There’s already an NVFP4 quant from Redhat, but DeepSeek also released many layers in 4 bit quant hence the small size. Decode speed doesn’t seem to be that bad at the moment - prefill on the other hand..
I would not waste time with RedHatAI quant. They are always first and always buggy. Probably useful to quantizers as an example but not for actual use. I love how Qwen and Mistral provide original quality Nvfp4 quant, as well as Nvidia, of course. The rest is a gamble, imo. Sometimes very good, mostly require patches that suffer from version drift and font work one week after release as nobody properly pin the versions
This recipe is insane. from 25t/s(with long warmup) → 37t/s(instant full speed). thank you for sharing it.
Are you talking to me ? I am so new to this stuff so knowing i did my first little thing for the community means alot. I didn’t build the recipes but my and my agent was able to get it working.
Yes. I was talking to you. even if you build it by yourself, you shared the information that it worked.
Thank you sir.
Checkout Mimo v2.5 Slacky identical speeds in my opinion but its OMNI MiMo-V2.5-NVFP4 on 2x Spark Cluster - Recipe, findings, fixes, benchmarks
Thanks for sharing. Have you measured how much ram tokens take? What is realistic token cache on twin spark setup?

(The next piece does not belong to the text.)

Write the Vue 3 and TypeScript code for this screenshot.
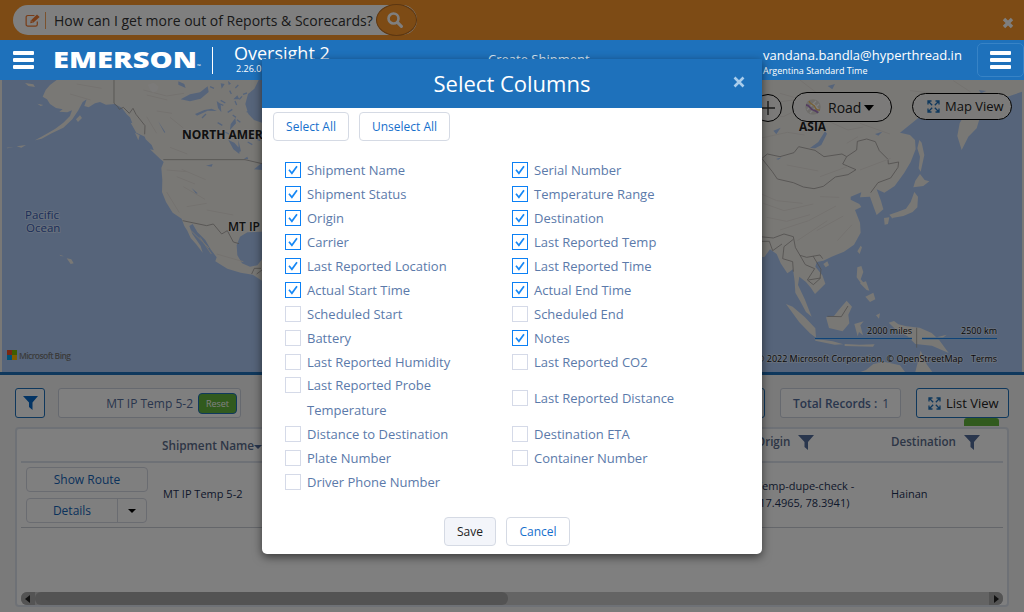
<script setup lang="ts">
import { ref } from 'vue'

interface Column { label: string; on: boolean }

const columns = ref<Column[]>([
  { label: 'Shipment Name', on: true },
  { label: 'Serial Number', on: true },
  { label: 'Shipment Status', on: true },
  { label: 'Temperature Range', on: true },
  { label: 'Origin', on: true },
  { label: 'Destination', on: true },
  { label: 'Carrier', on: true },
  { label: 'Last Reported Temp', on: true },
  { label: 'Last Reported Location', on: true },
  { label: 'Last Reported Time', on: true },
  { label: 'Actual Start Time', on: true },
  { label: 'Actual End Time', on: true },
  { label: 'Scheduled Start', on: false },
  { label: 'Scheduled End', on: false },
  { label: 'Battery', on: false },
  { label: 'Notes', on: true },
  { label: 'Last Reported Humidity', on: false },
  { label: 'Last Reported CO2', on: false },
  { label: 'Last Reported Probe Temperature', on: false },
  { label: 'Last Reported Distance', on: false },
  { label: 'Distance to Destination', on: false },
  { label: 'Destination ETA', on: false },
  { label: 'Plate Number', on: false },
  { label: 'Container Number', on: false },
  { label: 'Driver Phone Number', on: false },
])

function setAll(on: boolean): void {
  columns.value.forEach((c) => { c.on = on })
}
</script>

<template>
  <div class="page">
    <div class="banner">
      <div class="ask">
        <svg class="edit" viewBox="0 0 17 15" width="17" height="15">
          <path d="M13 8.500v3.200a1.800 1.800 0 0 1-1.800 1.800H3a1.800 1.800 0 0 1-1.800-1.800V4A1.800 1.800 0 0 1 3 2.200h7" fill="none" stroke="#f07a30" stroke-width="1.300" />
          <path d="M5.500 10.500l.6-3 6.600-6.300 2.800 2.600-6.800 6.200z" fill="#f07a30" />
          <path d="M6.800 8l1.500 1.400" stroke="#fff" stroke-width=".8" />
        </svg>
        <span class="bar"></span>
        <span class="question">How can I get more out of Reports &amp; Scorecards?</span>
        <span class="find">
          <svg viewBox="0 0 16 16" width="16" height="16"><circle cx="6.500" cy="6.500" r="5" fill="none" stroke="#fff" stroke-width="2.600" /><path d="M10.400 10.400l4 4" stroke="#fff" stroke-width="3" stroke-linecap="round" /></svg>
        </span>
      </div>
      <svg class="dismiss" viewBox="0 0 12 12" width="12" height="12"><path d="M2 2l8 8M10 2l-8 8" stroke="#fff" stroke-width="3.400" /></svg>
    </div>

    <header class="topbar">
      <div class="burger"><i></i><i></i><i></i></div>
      <svg class="logo" width="151" height="36" viewBox="0 0 151 36">
        <text x="0" y="26" textLength="144" lengthAdjust="spacingAndGlyphs" class="logo-text">EMERSON</text>
        <text x="144" y="26" class="tm">™</text>
      </svg>
      <span class="rule"></span>
      <div class="product"><b>Oversight 2</b><small>2.26.0</small></div>
      <span class="create">Create Shipment</span>
      <div class="user"><b>vandana.bandla@hyperthread.in</b><small>Argentina Standard Time</small></div>
      <div class="menu"><div class="burger"><i></i><i></i><i></i></div></div>
    </header>

    <div class="map">
      <svg class="chart" width="1020" height="292" viewBox="2 0 1020 292">
        <rect x="2" width="1020" height="292" fill="#acc9f5" />
        <g transform="scale(.33333)">
          <path class="land" d="M170 0L150 15 137 30 128 50 141 58 150 72 168 84 188 88 178 95 202 97 216 91 210 108 190 128 165 147 135 164 105 181 125 176 155 160 190 143 217 118 235 91 248 66 260 58 253 78 266 82 285 70 300 66 318 74 345 72 366 84 380 103 390 112 402 142 430 160 437 178 455 195 462 212 478 232 491 246 484 264 487 300 486 336 498 366 518 398 545 416 553 438 562 452 572 474 588 492 608 518 602 498 588 478 577 462 568 438 578 432 592 456 616 480 632 508 650 532 646 544 682 566 722 578 758 584 786 602 1000 640 1000 540 786 538 772 556 750 560 726 550 712 526 710 496 720 470 742 457 786 455 1000 455 1000 126 786 128 762 120 745 102 736 72 744 42 763 26 776 0Z" />
          <path class="land" d="M75 9l25 4 5 8-20-3zM112 71l18 4-8 3zM228 118l12-12 6 8-12 12zM178 524l14 5-10-1zM200 535l14 3 7 12-9 2zM20 203l22-2-20 4zM50 199l28-4-14 8zM392 128l17 30 26 12-8-35zM405 158l14 8-4 15zM450 208l34 32 10 4-18-30z" />
          <path class="lake" d="M535 4l18 8 4 12-22-10zM542 58l28-15 30-6 23-18 3 17-24 20-32 8zM585 102l28-12 22-4 16 7-28-1-32 15zM692 132l14-18 2 16-18 20zM685 180l18 8 16 18-1 16-18-14zM715 180l8 34-7 2zM700 58l12-12 6 12zM662 10l12 2-9 14zM618 257l20-5-3 8zM575 324l18 16-5 1zM474 123l22 34-3 1zM762 268l24-20v22zM732 236l10-6 3 8zM552 153l12 4-10 2zM650 63l12 9 2 25-10-13zM684 2l9 9-7 4z" />
          <path class="specks" d="M630 20l12 5m20 36l14 8m13-37l5 10m12-18l9-9m-10 48l5 12m19-32l12-4m-43 66l10 7m10-54l8-9m-73 79l14 8m8 20l12 6m24-43l10 8m22 59l14 8m-4-108l8-14m-78 25l14-9m-91 26l12-12m42-30l10 4m70 19l12 3m25 70l14-4m-19 14l9 3" />
          <path class="border" d="M342 0V70L353 80 358 88 370 82 388 100 399 85 408 103 435 137 434 163M490 239H735L765 246 786 251M548 422L620 437 640 432 665 462 682 452 700 486 717 491M755 582l8-17h20M770 582l16-12" />
          <path class="relief" d="M430 30l70 18 52-8M440 45l62 15M510 202l52 20M500 336l38 62M545 268l72 31M530 290l55 22M572 451l55 53M550 320l65 38M470 93l46 7M600 472l34 50M650 522l80 23M210 42l62 18M230 12l75 13M620 390l80 15M560 380l60-10M500 270l60 5M510 112l40 32M440 110l30 50" />
          <path d="M444 14l17-6 15 12-5 12-12 7-10-12z" fill="#fff" fill-opacity=".35" />
        </g>
        <g transform="translate(760 0) scale(.33333)">
          <path class="land" d="M-200 0H800V31L760 44 700 65 670 85 660 112 650 145 625 170 605 210 592 168 599 130 620 92 590 78 545 82 510 86 470 118 420 158 450 165 465 180 467 208 452 246 432 280 404 318 373 338 350 328 363 363 370 388 350 405 342 384 330 350 300 352 304 337 272 350 272 359 298 372 304 381 285 390 300 428 302 458 282 494 252 515 215 530 190 542 170 546 166 560 187 586 196 611 165 642 153 624 138 606 118 590 114 615 134 657 146 688 155 710 138 696 122 666 106 638 104 604 99 568 82 580 62 550 50 522 30 508 14 530-8 534-200 600Z" />
          <path class="land" d="M478 180L485 188 493 225 482 275 476 265 480 230 472 205ZM480 282L494 300 508 304 490 318 460 322 466 302ZM463 336L474 350 472 382 458 396 430 408 396 414 388 404 412 396 438 386 452 366ZM372 414l16-2-4 20-10 2zM394 404l12 2-10 10zM302 497l4 5-7 20-7-8zM190 552l12-8 5 12-10 6zM292 562l12-4 6 18-8 22 12 14-8 2-16-22zM316 650l24-12 6 20-16 8zM300 610l18-6 10 28-8-2zM78 672L98 680 134 711 166 745 168 773 150 760 118 727ZM164 776l54 8 32 9-26 1-58-12zM254 792l45 2 45-1-5 7-85-2zM198 712L222 708 238 688 260 662 276 680 265 704 268 730 248 754 207 744ZM283 732l28-8-10 12 8 30-12-10-4 13zM386 728l16-5 13 10 24 6 40 4 36 16 23 22 28 38-50-22-50-5-24-24-30-15zM530 772l30-8-16 13zM290 880L318 870 340 852 372 845 420 856 438 880ZM465 880L482 812 500 853 520 880ZM348 706l12-6-3 16z" />
          <path class="lake" d="M150 204l25-18 20-32 6 7-17 34-18 10zM40 152l22-9-13 20zM203 18l22-6-8 16zM345 162l22-7-12 12zM656 30l23 3-16 7zM48 237l17-5-10 7zM274 110l20 4-12 8z" />
          <path class="border" d="M0 240L22 222 60 230 102 218 116 200 165 211 192 230 246 222 260 230 290 210 292 184 320 177 346 185 358 212 384 238 385 252 416 246 414 262 392 294 354 308 332 338M6 236L37 275 52 297 100 308 130 321 162 326 190 319 226 291 264 284 288 269 248 252 260 230M0 470L40 474 72 462 100 470 106 502 120 526 140 532 180 525 188 536M100 478L72 500 68 536 98 545 100 575M120 526l16 28 28 12-22 34 18 14 20-18 3-28-24-40M145 600l37-6M0 484h28l10 28 28-20M202 709l42 1 20-32M470 743v60" />
          <path class="relief" d="M0 340l50 22 78 8M10 370l62 22 88-20M20 412l60 12 70-20M60 450l86-28 82-44M112 482l90-60M180 290l82-30M300 270l92-35M0 175l82-18 52 8M196 120l68 30 46-9M300 130l90 32M60 40l74 21 42-8M120 0l48 37M10 72l120-16M304 62l98 23M450 32l93 10M580 2l52 34M180 350l58 2M170 452l80-44M232 482l44-48M80 255l95 18M260 190l34-20M0 100L70 110 120 85" />
        </g>
        <g class="labels">
          <text x="182" y="59" class="continent">NORTH AMERICA</text>
          <text x="799" y="51" class="continent">ASIA</text>
          <text x="228" y="151" class="pin">MT IP</text>
          <text x="25" y="139" class="ocean">Pacific</text>
          <text x="26" y="152" class="ocean">Ocean</text>
        </g>
        <g>
          <path d="M7 270h5v5H7z" fill="#f25022" /><path d="M12 270h5v5h-5z" fill="#7fba00" /><path d="M7 275h5v5H7z" fill="#00a4ef" /><path d="M12 275h5v5h-5z" fill="#ffb900" />
          <text x="19" y="279" textLength="52" class="bing">Microsoft Bing</text>
        </g>
        <g class="scale">
          <path d="M815 258.500h97M922 258.500h75" stroke="#fff" stroke-width="3" stroke-opacity=".5" />
          <path d="M815 258.500h97M922 258.500h75" stroke="#1e86f0" stroke-width="1.600" />
          <text x="867" y="254" textLength="45">2000 miles</text>
          <text x="961" y="254" textLength="36">2500 km</text>
          <text x="757" y="282" textLength="206">© 2022 Microsoft Corporation, © OpenStreetMap</text>
          <text x="971" y="282" textLength="26">Terms</text>
        </g>
      </svg>
      <div class="mapctl">
        <span class="plus"><svg width="16" height="16" viewBox="0 0 16 16"><path d="M8 1v14M1 8h14" stroke="#333" stroke-width="1.400" /></svg></span>
        <span class="pill road">
          <svg width="16" height="16" viewBox="0 0 16 16"><circle cx="8" cy="8" r="7.700" fill="#dedbd5" /><path d="M2 11L11 2M5 14L14 5M8 4l6 7" stroke="#fff" stroke-width="1.200" /><path d="M4 2c1 4 5 3 6 6s2 3 5 3" fill="none" stroke="#f1c064" stroke-width="1.300" /><path d="M1 6c4 0 4 4 7 5s4 1 5 3" fill="none" stroke="#a77bc0" stroke-width="1.800" /></svg>
          Road<i class="caret"></i>
        </span>
        <span class="pill view">
          <svg class="expand" width="13" height="13" viewBox="0 0 13 13"><path d="M1 4.500V1h3.500M8.500 1H12v3.500M12 8.500V12H8.500M4.500 12H1V8.500M1.500 1.500l3.700 3.700M11.500 1.500L7.800 5.200M11.500 11.500L7.800 7.800M1.500 11.500l3.700-3.700" /></svg>
          Map View
        </span>
      </div>
    </div>

    <div class="toolbar">
      <span class="tool funnel"><svg width="15" height="14" viewBox="0 0 15 14"><path d="M0 0h15L9.500 6.500V14L6 11V6.500z" fill="#0668c8" /></svg></span>
      <span class="chip">MT IP Temp 5-2 <b>Reset</b></span>
      <span class="tool more"></span>
      <span class="total"><b>Total Records :</b> 1</span>
      <span class="tool list">
        <svg class="expand" width="13" height="13" viewBox="0 0 13 13"><path d="M1 4.500V1h3.500M8.500 1H12v3.500M12 8.500V12H8.500M4.500 12H1V8.500M1.500 1.500l3.700 3.700M11.500 1.500L7.800 5.200M11.500 11.500L7.800 7.800M1.500 11.500l3.700-3.700" /></svg>
        List View
      </span>
      <span class="tab"></span>
    </div>

    <div class="card">
      <div class="row head">
        <span class="c1"></span>
        <span class="c2">Shipment Name<i class="caret small"></i></span>
        <span class="c3">Origin <svg width="16" height="15" viewBox="0 0 16 15"><path d="M0 0h16L10 7v8L6.500 12V7z" fill="#536c9a" /></svg></span>
        <span class="c4">Destination <svg width="16" height="15" viewBox="0 0 16 15"><path d="M0 0h16L10 7v8L6.500 12V7z" fill="#536c9a" /></svg></span>
      </div>
      <div class="row body">
        <div class="c1 actions">
          <span class="act">Show Route</span>
          <span class="split"><span>Details</span><span><i class="caret small"></i></span></span>
        </div>
        <span class="c2">MT IP Temp 5-2</span>
        <span class="c3">Temp-dupe-check -<br>(17.4965, 78.3941)</span>
        <span class="c4">Hainan</span>
      </div>
      <div class="scroll">
        <span class="arrow left"></span>
        <span class="thumb"></span>
        <span class="arrow right"></span>
      </div>
    </div>

    <div class="shade"></div>

    <section class="modal">
      <div class="title">
        <h1>Select Columns</h1>
        <svg width="12" height="12" viewBox="0 0 12 12"><path d="M1.500 1.500l9 9M10.500 1.500l-9 9" stroke="#a9cdec" stroke-width="2.600" /></svg>
      </div>
      <div class="bulk">
        <button class="btn sel" @click="setAll(true)">Select All</button>
        <button class="btn unsel" @click="setAll(false)">Unselect All</button>
      </div>
      <div class="grid">
        <label v-for="c in columns" :key="c.label" class="opt" :class="{ tall: c.label.endsWith('Probe Temperature') }" @click="c.on = !c.on">
          <span class="box" :class="{ on: c.on }">
            <svg v-if="c.on" width="14" height="14" viewBox="0 0 14 14"><path d="M3 6.800L5.900 10.300 11 3.200" fill="none" stroke="#1788f5" stroke-width="1.700" /></svg>
          </span>
          <span class="name">{{ c.label }}</span>
        </label>
      </div>
      <div class="foot">
        <button class="btn save">Save</button>
        <button class="btn cancel">Cancel</button>
      </div>
    </section>
  </div>
</template>

<style>
html, body { overflow: hidden; }
</style>

<style scoped>
* { box-sizing: border-box; }
.page { position: relative; width: 1024px; height: 612px; overflow: hidden; background: #f4f4f4; font-family: "Open Sans", "Noto Sans", sans-serif; font-size: 13px; }
.banner { height: 40px; background: #fb962a; display: flex; align-items: center; justify-content: space-between; padding: 0 10px 0 13px; }
.ask { width: 404px; height: 30px; border-radius: 15px; background: #fff; display: flex; align-items: center; padding-left: 12px; }
.bar { width: 1px; height: 17px; background: #f6a45c; margin: 0 8px 0 4px; }
.question { font-size: 14px; color: #333; white-space: nowrap; flex: none; width: 322px; }
.find { flex: none; width: 41px; height: 32px; border-radius: 50%; background: #fb962a; border: 1px solid #b96d22; display: flex; align-items: center; justify-content: center; padding-right: 3px; }
.dismiss { margin-top: 5px; }

.topbar { position: relative; z-index: 3; height: 40px; background: #1e71bb; color: #fff; display: flex; align-items: center; padding-left: 13px; }
.burger { width: 21px; display: flex; flex-direction: column; gap: 3px; flex: none; }
.burger i { height: 4px; background: #fff; border-radius: 1px; }
.logo { margin-left: 19px; flex: none; }
.logo-text { font-size: 23.500px; font-weight: 800; fill: #fff; }
.tm { font-size: 5px; fill: #fff; }
.rule { width: 1px; height: 27px; background: #fff; margin: 0 21px 0 8px; }
.product { width: 119px; margin-top: -2px; }
.product b { display: block; font-weight: 400; font-size: 18px; line-height: 20px; white-space: nowrap; }
.product small { display: block; font-size: 9px; line-height: 12px; padding-left: 2px; }
.create { margin-left: 135px; width: 275px; font-size: 13px; color: #d7e6f4; margin-top: -2px; }
.user { width: 214px; flex: none; padding-top: 3px; }
.user b { display: block; font-weight: 400; font-size: 13px; line-height: 17px; white-space: nowrap; }
.user small { display: block; font-size: 9px; line-height: 13px; }
.menu { width: 47px; height: 34px; border: 1px solid #3783c6; border-radius: 5px; padding-left: 12px; display: flex; align-items: center; flex: none; }

.map { position: relative; height: 295px; border-bottom: 3px solid #1e71bb; background: #f3f1ed; }
.chart { display: block; margin: 0 2px; }
.land { fill: #f3f0eb; }
.lake { fill: #acc9f5; }
.specks { stroke: #acc9f5; stroke-width: 4; fill: none; }
.border { fill: none; stroke: #a5a19d; stroke-width: 2.500; }
.relief { fill: none; stroke: #e8e4de; stroke-width: 3; }
.labels text { paint-order: stroke; stroke: #fff; stroke-opacity: .4; stroke-width: 2px; }
.continent { font-size: 12px; font-weight: 700; fill: #222; }
.pin { font-size: 12px; font-weight: 600; fill: #222; }
.ocean { font-size: 11.500px; fill: #385cb4; }
.bing { font-size: 8.500px; font-weight: 600; fill: #777; }
.scale text { font-size: 9px; fill: #111; paint-order: stroke; stroke: #fff; stroke-width: 1.500px; stroke-opacity: .5; }
.mapctl { position: absolute; left: 754px; top: 12px; display: flex; align-items: flex-start; }
.plus { width: 28px; height: 28px; border: 1px solid #000; border-radius: 50%; background: #f6f5f3; margin-top: 2px; display: flex; align-items: center; justify-content: center; }
.pill { background: #f6f5f3; border: 1px solid #000; border-radius: 15px; display: flex; align-items: center; font-size: 14px; color: #222; white-space: nowrap; }
.road { margin-left: 10px; width: 100px; height: 30px; padding-left: 12px; gap: 7px; }
.view { margin-left: 20px; margin-top: 1px; width: 100px; height: 27px; padding: 0 0 1px 14px; gap: 5px; font-size: 13px; }
.expand { fill: none; stroke: #1e71bb; stroke-width: 1.300; flex: none; }
.caret { width: 0; height: 0; border: 5px solid transparent; border-top: 6px solid #000; border-bottom: 0; margin-left: -4px; margin-top: 1px; }
.caret.small { border-width: 4px 4px 0; margin-top: 0; }

.toolbar { position: relative; height: 52px; padding: 13px 15px 0; display: flex; color: #536c9a; }
.toolbar > span { height: 30px; background: #fff; border: 1px solid #ccd2df; border-radius: 3px; display: flex; align-items: center; }
.toolbar > .tool { border-color: #1e71bb; }
.funnel { width: 30px; justify-content: center; }
.chip { width: 183px; margin-left: 13px; justify-content: flex-end; padding-right: 3px; gap: 5px; font-size: 12px; }
.chip b { width: 39px; height: 21px; background: #63b53d; color: #fff; border: 1px solid #1e71bb; border-radius: 4px; font-size: 9px; font-weight: 400; display: flex; align-items: center; justify-content: center; }
.more { width: 120px; margin-left: 404px; }
.total { width: 121px; margin-left: 15px; padding-left: 12px; gap: 5px; white-space: nowrap; font-size: 12px; }
.total b { font-weight: 600; font-size: 11.900px; }
.list { width: 93px; margin-left: 15px; padding-left: 11px; gap: 5px; color: #222; white-space: nowrap; }
.toolbar > .tab { position: absolute; left: 964px; top: 43px; width: 35px; height: 8px; background: #63b53d; border: 0; border-radius: 3px 3px 0 0; }

.card { margin: 0 15px 0 15px; height: 180px; border: 2px solid #dce3ec; border-radius: 4px; background: #fff; padding: 0 4px; }
.row { display: flex; align-items: center; }
.row > * { flex: none; }
.head { height: 34px; border-bottom: 2px solid #dce3ec; font-size: 12px; font-weight: 600; color: #5b6c8c; }
.head > * { display: flex; align-items: center; }
.head svg { margin-left: 8px; margin-top: 2px; }
.head .c2 { padding-bottom: 1px; margin-left: -1px; margin-right: 1px; font-size: 11.800px; }
.head .c3, .head .c4 { padding-bottom: 7px; font-size: 11.600px; }
.body { height: 65px; border-bottom: 1px solid #c8ccd4; font-size: 11px; color: #1d3156; line-height: 17px; }
.body > span { padding-bottom: 3px; }
.c1 { width: 142px; }
.c2 { width: 593px; }
.c3 { width: 135px; white-space: nowrap; }
.head .c2 .caret { border-top-color: #536c9a; margin-left: 0; margin-top: 4px; }
.actions { padding-left: 5px; padding-bottom: 1px; display: flex; flex-direction: column; gap: 6px; color: #1464b8; font-size: 12px; }
.act { width: 122px; height: 25px; border: 1px solid #d5d8e2; border-radius: 4px; display: flex; align-items: center; justify-content: center; }
.split { width: 121px; height: 25px; border: 1px solid #d5d8e2; border-radius: 4px; display: flex; }
.split > span { flex: 1; display: flex; align-items: center; justify-content: center; }
.split > span + span { flex: none; width: 29px; border-left: 1px solid #d5d8e2; }
.split .caret { margin-left: 0; margin-top: 2px; }
.scroll { margin-top: 64px; width: 982px; height: 13px; background: #c9c9c9; border-radius: 6px; overflow: hidden; display: flex; align-items: center; }
.arrow { width: 14px; height: 13px; background: #a9a9a9; display: flex; align-items: center; justify-content: center; }
.arrow::after { content: ""; border: 4px solid transparent; }
.arrow.left::after { border-right: 5px solid #222; border-left: 0; margin-right: 2px; }
.arrow.right::after { border-left: 5px solid #222; border-right: 0; }
.arrow.right { margin-left: auto; }
.thumb { width: 473px; height: 13px; background: #a7a7a7; border-radius: 6px; }

.shade { position: absolute; inset: 0; z-index: 2; background: rgba(0, 0, 0, .5); }
.modal { position: absolute; z-index: 4; left: 262px; top: 59px; width: 500px; height: 495px; background: #fff; border-radius: 0 0 5px 5px; box-shadow: 0 3px 10px rgba(0, 0, 0, .55); overflow: hidden; }
.title { height: 49px; background: #1e71bb; color: #fff; display: flex; align-items: center; padding: 0 17px 2px; }
.title h1 { flex: 1; margin: 0; padding-left: 12px; text-align: center; font-size: 22px; font-weight: 400; }
.title svg { margin-top: -2px; }
.bulk { display: flex; gap: 10px; padding: 4px 11px 0; height: 50px; }
.btn { height: 29px; padding: 0; border: 1px solid #d5dae4; border-radius: 4px; background: #fff; color: #1670cc; font-family: inherit; font-size: 12px; }
.sel { width: 76px; }
.unsel { width: 91px; }
.grid { display: grid; grid-template-columns: 227px 227px; grid-template-rows: repeat(9, 24px) 48px repeat(3, 24px); padding-left: 23px; }
.opt { display: flex; align-items: center; color: #5b7aaa; font-size: 13px; line-height: 24.700px; }
.box { flex: none; width: 16px; height: 16px; border: 1px solid #d5dae8; }
.box.on { border-color: #0b80f5; }
.box svg { display: block; }
.name { margin-left: 6px; max-width: 175px; }
.tall .box { align-self: flex-start; margin-top: 3px; }
.opt:not(.tall) .name { white-space: nowrap; }
.foot { display: flex; justify-content: center; gap: 10px; padding: 23px 10px 0 0; }
.save { width: 52px; background: #f3f5fa; color: #222; }
.cancel { width: 64px; }
</style>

Ps I have two gigabyte atom dg10s, haven’t ordered cables yet. Still researching do I need one cx7 or two. They seem to be bus bound at 125 gbs, theoretically two can speed up if one for outbound, another for inbound, but can it be configured in practice?
idk why everyone posts about mimo in a ds thread - just open a new thread or get to implement it your self - this is about deepseek v4 flash not mimo - both models have different usecases
Hello. I have an optimized fork of jasl’s branch. Im still doing clean up but at 200k context I am able to get 700 t/s. Prefill
GSM8k at .96 and Haystack 128k and 200k passing.
Will be testing and tweaking further throughout week and share with you guys. Planning to take next week off from work to keep optimizing.
I made this thread I was just letting people know about it as well because a lot of the people in here are also working to get Mimo Working too
This is a dummy question but I could not use --vllm-repo with ./build-and-copy.sh, could you clarify what I should do to rebuild the docker image? (I pull the latest spark-vllm-docker)